Di sisi lain, kendaraan dengan emisi karbon di bawah standar berhak mendapatkan insentif. “Misalnya, Battery Electric Vehicle yang harganya sekitar Rp 700 juta dengan emisi karbon rata-rata antara 50-60 g/km, sehingga ada selisih emisi sekitar 58 g di bawah standar. Jika 58 g dikali Rp 2.250.000, maka akan ada sekitar Rp 135 juta yang bisa mengurangi harga mobil listrik tersebut. Jadi, harga awal Rp 700 juta, dikurangi Rp 135 juta, sehingga harga akhirnya hanya Rp 565 juta. Ini menunjukkan bahwa harga mobil dengan emisi rendah menjadi lebih terjangkau,” jelas Safrudin.
Pemerintah Bisa Hasilkan Rp 92 Triliun dari Cukai Karbon
Pemerintah diperkirakan dapat menghasilkan pendapatan puluhan triliun rupiah setiap tahun dari penerapan cukai karbon. Pendapatan ini dapat berasal dari rata-rata penjualan satu juta unit mobil dan sekitar enam juta unit sepeda motor setiap tahunnya.
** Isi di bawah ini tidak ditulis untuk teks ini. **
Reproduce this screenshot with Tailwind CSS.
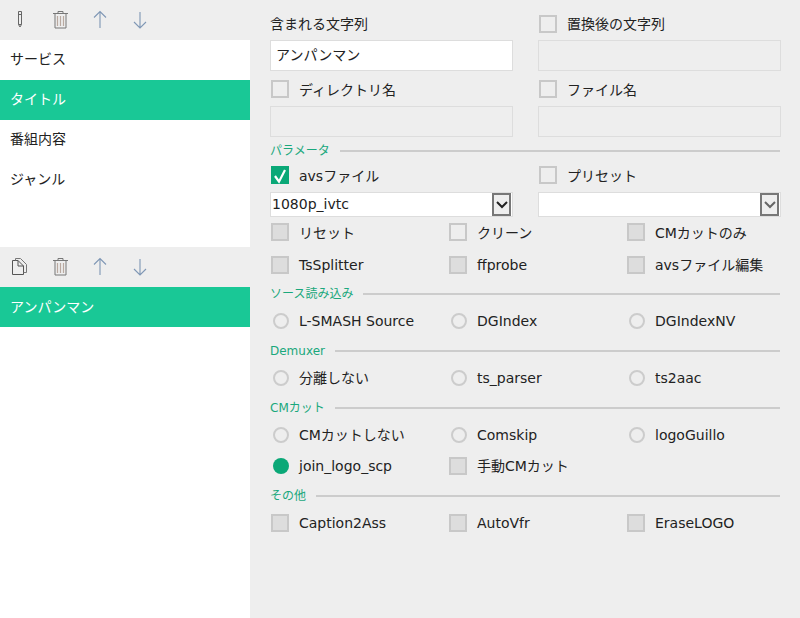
<!DOCTYPE html>
<html lang="ja"><head><meta charset="utf-8">
<script src="https://cdn.jsdelivr.net/npm/@tailwindcss/browser@4"></script>
</head>
<body class="m-0 w-[800px] h-[618px] overflow-hidden bg-[#eeeeee] font-['DejaVu_Sans','Noto_Sans_CJK_JP',sans-serif] text-[14px] text-[#222222]">
<div class="flex h-[618px]">
  <!-- left column -->
  <div class="w-[250px] flex flex-col bg-white">
    <div class="h-10 bg-[#eeeeee] flex items-center pl-[10px] gap-5 shrink-0">
      <svg class="w-5 h-5" viewBox="0 0 20 20" fill="none" stroke="#666" stroke-width="1"><path d="M8.500 1.500h3v13l-1.500 2.500-1.500-2.500zM8.500 4.500h3M8.500 14.500h3"/></svg>
      <svg class="w-5 h-5" viewBox="0 0 20 20" fill="none" stroke="#777" stroke-width="1"><path d="M3 3.500h15M8 3.500v-2h5v2M5 3.500v14.500h11V3.500"/><path d="M7.500 6v10M10.500 6v10M13.500 6v10" stroke="#b9a9a0" stroke-width="1.200"/></svg>
      <svg class="w-5 h-5" viewBox="0 0 20 20" fill="none" stroke="#7f97b5" stroke-width="1.100"><path d="M10 18V1.500M4 7.500l6-6 6 6"/></svg>
      <svg class="w-5 h-5" viewBox="0 0 20 20" fill="none" stroke="#7f97b5" stroke-width="1.100"><path d="M10 2v16M4 12l6 6 6-6"/></svg>
    </div>
    <div class="h-[207px] shrink-0">
      <div class="h-10 flex items-center pl-[10px] pb-[2px]">サービス</div>
      <div class="h-10 flex items-center pl-[10px] pb-[2px] bg-[#19c896] text-white">タイトル</div>
      <div class="h-10 flex items-center pl-[10px] pb-[2px]">番組内容</div>
      <div class="h-10 flex items-center pl-[10px] pb-[2px]">ジャンル</div>
    </div>
    <div class="h-10 bg-[#eeeeee] flex items-center pl-[10px] gap-5 shrink-0">
      <svg class="w-5 h-5" viewBox="0 0 20 20" fill="none" stroke="#555" stroke-width="1"><path d="M8 3.500H2.500V17.500H13.500V9L8 3.500V9H13.500"/><path d="M5.500 3.500V1.500H10.500L16.500 7.500V15.500H13.500" stroke="#777"/></svg>
      <svg class="w-5 h-5" viewBox="0 0 20 20" fill="none" stroke="#777" stroke-width="1"><path d="M3 3.500h15M8 3.500v-2h5v2M5 3.500v14.500h11V3.500"/><path d="M7.500 6v10M10.500 6v10M13.500 6v10" stroke="#b9a9a0" stroke-width="1.200"/></svg>
      <svg class="w-5 h-5" viewBox="0 0 20 20" fill="none" stroke="#7f97b5" stroke-width="1.100"><path d="M10 18V1.500M4 7.500l6-6 6 6"/></svg>
      <svg class="w-5 h-5" viewBox="0 0 20 20" fill="none" stroke="#7f97b5" stroke-width="1.100"><path d="M10 2v16M4 12l6 6 6-6"/></svg>
    </div>
    <div class="h-10 flex items-center pl-[10px] bg-[#19c896] text-white">アンパンマン</div>
  </div>
  <!-- right column -->
  <div class="flex-1 pl-5 pt-[15px] flex flex-col w-[530px]">
    <div class="grid grid-cols-[243px_243px] gap-x-[25px] w-[511px]">
      <div class="h-[18px] flex items-center">含まれる文字列</div>
      <label class="h-[18px] flex items-center gap-[10px] pl-[1px]"><span class="w-[18px] h-[18px] border-2 border-[#c8c8c8]"></span>置換後の文字列</label>
      <div class="mt-[7px] h-[31px] bg-white border border-[#dddddd] flex items-center pl-[5px]">アンパンマン</div>
      <div class="mt-[7px] h-[31px] bg-[#eeeeee] border border-[#dddddd]"></div>
      <label class="mt-[9px] h-[18px] flex items-center gap-[10px] pl-[1px]"><span class="w-[18px] h-[18px] border-2 border-[#c8c8c8]"></span><span class="pt-[2px]">ディレクトリ名</span></label>
      <label class="mt-[9px] h-[18px] flex items-center gap-[10px] pl-[1px]"><span class="w-[18px] h-[18px] border-2 border-[#c8c8c8]"></span><span class="pt-[2px]">ファイル名</span></label>
      <div class="mt-2 h-[31px] bg-[#eeeeee] border border-[#dddddd]"></div>
      <div class="mt-2 h-[31px] bg-[#eeeeee] border border-[#dddddd]"></div>
    </div>
    <div class="mt-[7px] h-[14px] w-[510px] flex items-center gap-[10px] text-[12px] text-[#1aa87c]"><span>パラメータ</span><span class="flex-1 h-[2px] bg-[#cccccc]"></span></div>
    <div class="mt-2 grid grid-cols-[243px_243px] gap-x-[25px] w-[511px]">
      <label class="h-[18px] flex items-center gap-[10px] pl-[1px]"><span class="w-[18px] h-[18px] bg-[#0aa877] flex items-center justify-center"><svg class="w-[18px] h-[18px]" viewBox="0 0 18 18" fill="none" stroke="#fff" stroke-width="2.200"><path d="M4 10l4 5.700 6-11.700"/></svg></span><span class="pt-[2px]">avsファイル</span></label>
      <label class="h-[18px] flex items-center gap-[10px] pl-[1px]"><span class="w-[18px] h-[18px] border-2 border-[#c8c8c8]"></span><span class="pt-[2px]">プリセット</span></label>
      <div class="mt-2 h-[25px] bg-white border border-[#dddddd] flex items-center justify-between pl-[1px] pr-[1px]">
        <span>1080p_ivtc</span>
        <span class="w-[19px] h-[23px] border-2 border-[#777777] bg-[#eeeeee] flex items-center justify-center"><svg class="w-3 h-2" viewBox="0 0 12 8" fill="none" stroke="#222" stroke-width="2"><path d="M1 1l5 5 5-5"/></svg></span>
      </div>
      <div class="mt-2 h-[25px] bg-white border border-[#dddddd] flex items-center justify-end pr-[1px]">
        <span class="w-[19px] h-[23px] border-2 border-[#777777] bg-[#eeeeee] flex items-center justify-center"><svg class="w-3 h-2" viewBox="0 0 12 8" fill="none" stroke="#666" stroke-width="2"><path d="M1 1l5 5 5-5"/></svg></span>
      </div>
    </div>
    <div class="mt-[6px] grid grid-cols-[178px_178px_178px] pl-[1px] gap-y-[15px]">
      <label class="h-[18px] flex items-center gap-[10px]"><span class="w-[18px] h-[18px] border-2 border-[#c8c8c8] bg-[#dddddd]"></span><span class="pt-[2px]">リセット</span></label>
      <label class="h-[18px] flex items-center gap-[10px]"><span class="w-[18px] h-[18px] border-2 border-[#c8c8c8]"></span><span class="pt-[2px]">クリーン</span></label>
      <label class="h-[18px] flex items-center gap-[10px]"><span class="w-[18px] h-[18px] border-2 border-[#c8c8c8] bg-[#dddddd]"></span><span class="pt-[2px]">CMカットのみ</span></label>
      <label class="h-[18px] flex items-center gap-[10px]"><span class="w-[18px] h-[18px] border-2 border-[#c8c8c8] bg-[#dddddd]"></span>TsSplitter</label>
      <label class="h-[18px] flex items-center gap-[10px]"><span class="w-[18px] h-[18px] border-2 border-[#c8c8c8] bg-[#dddddd]"></span>ffprobe</label>
      <label class="h-[18px] flex items-center gap-[10px]"><span class="w-[18px] h-[18px] border-2 border-[#c8c8c8] bg-[#dddddd]"></span>avsファイル編集</label>
    </div>
    <div class="mt-[13px] h-[14px] w-[510px] flex items-center gap-[10px] text-[12px] text-[#1aa87c]"><span>ソース読み込み</span><span class="flex-1 h-[2px] bg-[#cccccc]"></span></div>
    <div class="mt-[11px] grid grid-cols-[178px_178px_178px] pl-[3px]">
      <label class="h-[18px] flex items-center gap-[10px]"><span class="w-4 h-4 rounded-full border-2 border-[#cccccc]"></span>L-SMASH Source</label>
      <label class="h-[18px] flex items-center gap-[10px]"><span class="w-4 h-4 rounded-full border-2 border-[#cccccc]"></span>DGIndex</label>
      <label class="h-[18px] flex items-center gap-[10px]"><span class="w-4 h-4 rounded-full border-2 border-[#cccccc]"></span>DGIndexNV</label>
    </div>
    <div class="mt-[14px] h-[14px] w-[510px] flex items-center gap-[10px] text-[12px] text-[#1aa87c]"><span>Demuxer</span><span class="flex-1 h-[2px] bg-[#cccccc]"></span></div>
    <div class="mt-[11px] grid grid-cols-[178px_178px_178px] pl-[3px]">
      <label class="h-[18px] flex items-center gap-[10px]"><span class="w-4 h-4 rounded-full border-2 border-[#cccccc]"></span>分離しない</label>
      <label class="h-[18px] flex items-center gap-[10px]"><span class="w-4 h-4 rounded-full border-2 border-[#cccccc]"></span>ts_parser</label>
      <label class="h-[18px] flex items-center gap-[10px]"><span class="w-4 h-4 rounded-full border-2 border-[#cccccc]"></span>ts2aac</label>
    </div>
    <div class="mt-[14px] h-[14px] w-[510px] flex items-center gap-[10px] text-[12px] text-[#1aa87c]"><span>CMカット</span><span class="flex-1 h-[2px] bg-[#cccccc]"></span></div>
    <div class="mt-[11px] grid grid-cols-[178px_178px_178px] pl-[3px]">
      <label class="h-[18px] flex items-center gap-[10px]"><span class="w-4 h-4 rounded-full border-2 border-[#cccccc]"></span>CMカットしない</label>
      <label class="h-[18px] flex items-center gap-[10px]"><span class="w-4 h-4 rounded-full border-2 border-[#cccccc]"></span>Comskip</label>
      <label class="h-[18px] flex items-center gap-[10px]"><span class="w-4 h-4 rounded-full border-2 border-[#cccccc]"></span>logoGuillo</label>
    </div>
    <div class="mt-[13px] grid grid-cols-[178px_178px_178px] pl-[3px]">
      <label class="h-[18px] flex items-center gap-[10px]"><span class="w-4 h-4 rounded-full bg-[#0aa877]"></span>join_logo_scp</label>
      <label class="h-[18px] flex items-center gap-[10px] -ml-[2px]"><span class="w-[18px] h-[18px] border-2 border-[#c8c8c8] bg-[#dddddd]"></span>手動CMカット</label>
    </div>
    <div class="mt-[14px] h-[14px] w-[510px] flex items-center gap-[10px] text-[12px] text-[#1aa87c]"><span>その他</span><span class="flex-1 h-[2px] bg-[#cccccc]"></span></div>
    <div class="mt-[11px] grid grid-cols-[178px_178px_178px] pl-[1px]">
      <label class="h-[18px] flex items-center gap-[10px]"><span class="w-[18px] h-[18px] border-2 border-[#c8c8c8] bg-[#dddddd]"></span>Caption2Ass</label>
      <label class="h-[18px] flex items-center gap-[10px]"><span class="w-[18px] h-[18px] border-2 border-[#c8c8c8] bg-[#dddddd]"></span>AutoVfr</label>
      <label class="h-[18px] flex items-center gap-[10px]"><span class="w-[18px] h-[18px] border-2 border-[#c8c8c8] bg-[#dddddd]"></span>EraseLOGO</label>
    </div>
  </div>
</div>
</body></html>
“Kami menghitung bahwa pemerintah memiliki potensi pendapatan sekitar Rp 92 triliun dari cukai karbon kendaraan bermotor, angka yang sangat besar. Jika dibandingkan dengan kenaikan PPN 1% (dari 11% menjadi 12%), itu hanya menghasilkan sekitar Rp 67 triliun. Artinya, (cukai karbon) lebih besar Rp 25 triliun dibandingkan PPN 12%. Jadi, mengapa pemerintah tidak mempertimbangkan opsi (cukai karbon) seperti ini?” tanya Safrudin.